One of the most important aspects of the District Court's decision for commercial lenders is the rejection of the Bankruptcy Court's conclusion that the Existing Lenders acted in bad faith and were grossly negligent in accepting repayment from TOUSA of their undisputed indebtedness. Describing the due diligence standard established by the Bankruptcy Court as "patently unreasonable and unworkable," [4] the District Court reasoned that "if the Bankruptcy Court's ruling were to stand, it would pose an unfair burden on creditors to investigate all aspects of their debtors and the affiliates of those debtors before agreeing to accept payments for valid debts owed." [5] The District Court held that holders of valid existing debts should not be held to such an investigatory duty.

Co-Borrowers Do Not Have a Right to Recover Funds

The District Court also rejected the Bankruptcy Court's holding that the Conveying Subsidiaries had a property interest in the New Loan Proceeds and could recover the property from the Existing Lenders. The District Court applied a control test and found that since the Conveying Subsidiaries lacked the ability to control the use of the New Loan Proceeds, which were within the control of TOUSA alone, the New Loan Proceeds were not property of the Conveying Subsidiaries. The District Court held that the status of the Conveying Subsidiaries as co-borrowers alone was insufficient to trigger a direct transfer. The District Court's ruling appears to put to rest the idea that any co-borrower could demand turnover of loan proceeds that were used by another borrower.

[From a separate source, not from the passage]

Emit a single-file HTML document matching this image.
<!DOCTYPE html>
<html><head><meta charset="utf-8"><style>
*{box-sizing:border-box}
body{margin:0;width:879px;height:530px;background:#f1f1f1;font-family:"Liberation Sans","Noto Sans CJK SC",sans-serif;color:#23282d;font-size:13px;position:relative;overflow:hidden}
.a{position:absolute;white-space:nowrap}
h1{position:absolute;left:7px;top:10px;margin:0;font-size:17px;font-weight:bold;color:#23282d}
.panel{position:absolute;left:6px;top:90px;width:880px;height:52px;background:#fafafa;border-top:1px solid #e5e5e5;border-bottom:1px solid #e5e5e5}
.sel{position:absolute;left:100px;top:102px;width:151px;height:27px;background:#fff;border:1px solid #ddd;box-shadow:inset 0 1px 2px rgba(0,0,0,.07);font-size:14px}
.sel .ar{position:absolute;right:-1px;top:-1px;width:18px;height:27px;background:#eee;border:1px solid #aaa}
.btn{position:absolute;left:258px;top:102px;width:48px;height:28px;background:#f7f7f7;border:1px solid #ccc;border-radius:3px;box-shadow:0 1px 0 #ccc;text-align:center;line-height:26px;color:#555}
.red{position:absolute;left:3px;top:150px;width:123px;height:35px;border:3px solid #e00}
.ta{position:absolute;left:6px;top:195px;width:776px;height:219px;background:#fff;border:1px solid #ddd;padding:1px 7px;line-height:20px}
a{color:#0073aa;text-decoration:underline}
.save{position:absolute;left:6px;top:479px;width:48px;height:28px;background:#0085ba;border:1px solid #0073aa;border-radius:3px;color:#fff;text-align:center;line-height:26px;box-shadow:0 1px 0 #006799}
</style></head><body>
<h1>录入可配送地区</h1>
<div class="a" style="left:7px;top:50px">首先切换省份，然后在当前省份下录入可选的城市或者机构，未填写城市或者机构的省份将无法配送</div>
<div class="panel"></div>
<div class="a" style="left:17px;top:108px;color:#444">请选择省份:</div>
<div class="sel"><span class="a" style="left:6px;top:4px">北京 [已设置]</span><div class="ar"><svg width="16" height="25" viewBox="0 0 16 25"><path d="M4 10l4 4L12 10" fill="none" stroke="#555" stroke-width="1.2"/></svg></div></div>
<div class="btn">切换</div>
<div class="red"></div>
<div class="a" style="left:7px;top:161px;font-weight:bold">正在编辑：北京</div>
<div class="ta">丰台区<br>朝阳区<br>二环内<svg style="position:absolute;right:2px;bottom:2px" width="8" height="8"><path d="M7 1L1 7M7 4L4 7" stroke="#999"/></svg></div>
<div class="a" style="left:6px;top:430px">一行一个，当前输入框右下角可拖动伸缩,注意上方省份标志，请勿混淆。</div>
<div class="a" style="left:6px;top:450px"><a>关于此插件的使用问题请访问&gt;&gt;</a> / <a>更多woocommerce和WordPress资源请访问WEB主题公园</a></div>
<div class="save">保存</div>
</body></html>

Recognition of Indirect Benefits as Reasonably Equivalent Value

The District Court also considered whether the Conveying Subsidiaries received reasonably equivalent value for the granting of liens to the New Lenders. The District Court rejected as too narrow the Bankruptcy Court's holding that reasonably equivalent value requires tangible property to be received in exchange for any transfer. The District Court affirmed the position taken by courts throughout the country that "indirect benefits" are an important element of the reasonably equivalent value calculus. The District Court reasoned that "[a]n expectation, such as in this case, that a settlement which would avoid default and produce a strong synergy for the enterprise, would suffice to confer ‘value' so long as that expectation was legitimate and reasonable." [6] Importantly, the District Court held that such value must be measured as of the time of the transfer and not with the benefit of hindsight. Based on the foregoing, the District Court found that the settlement with the Existing Lenders conferred reasonably equivalent value on the Conveying Subsidiaries by enabling the enterprise to avoid defaulting on over $1 billion in bond debt and revolving loan payments. As a result, the enterprise was able to make over $65 million in revolver payments after the settlement, which in turn enabled the enterprise to continue operating as a going concern until the real estate industry subsequently collapsed in a manner unforeseen at the time of the settlement.

Unresolved Issues

It is important to note that the following controversial holdings of the Bankruptcy Court have not been overruled and remain precedent [7] pending the New Lenders' appeal:

  1. The enforceability of routine "savings clauses," which provide that the obligations and liens are deemed to be reduced to the extent necessary to prevent the insolvency of each obligor.
  2. The validity of a solvency analysis that compares the sum of the market value of all outstanding debt and equity securities to the face amount of liabilities.
  3. The validity of the "identity of interest" doctrine that treats closely related subsidiaries, under certain circumstances, as consolidated entities for the purposes of evaluating reasonably equivalent value.
  4. The validity of a contemporaneously issued solvency opinion from a restructuring advisory firm on the issue of the solvency of the enterprise.

 Until these issues are decided, commercial lenders should continue to take a closer look at the financial condition of any subsidiary guarantor. Taking such preventative steps as identifying the solvency of each subsidiary and limiting the guaranty to an amount that does not render the subsidiary insolvent may prove invaluable in the event of a bankruptcy. Likewise, it may behoove commercial lenders to examine existing facilities that feature subsidiary guarantees to determine whether such facilities might benefit from a modification of guaranty liability of subsidiary guarantees to prevent a fraudulent conveyance finding. Lastly, commercial lenders should analyze each subsidiary's solvency to determine whether that subsidiary's guaranty may later be characterized as fraudulent due to the insolvency of the subsidiary rather than analyzing the corporate family as a whole.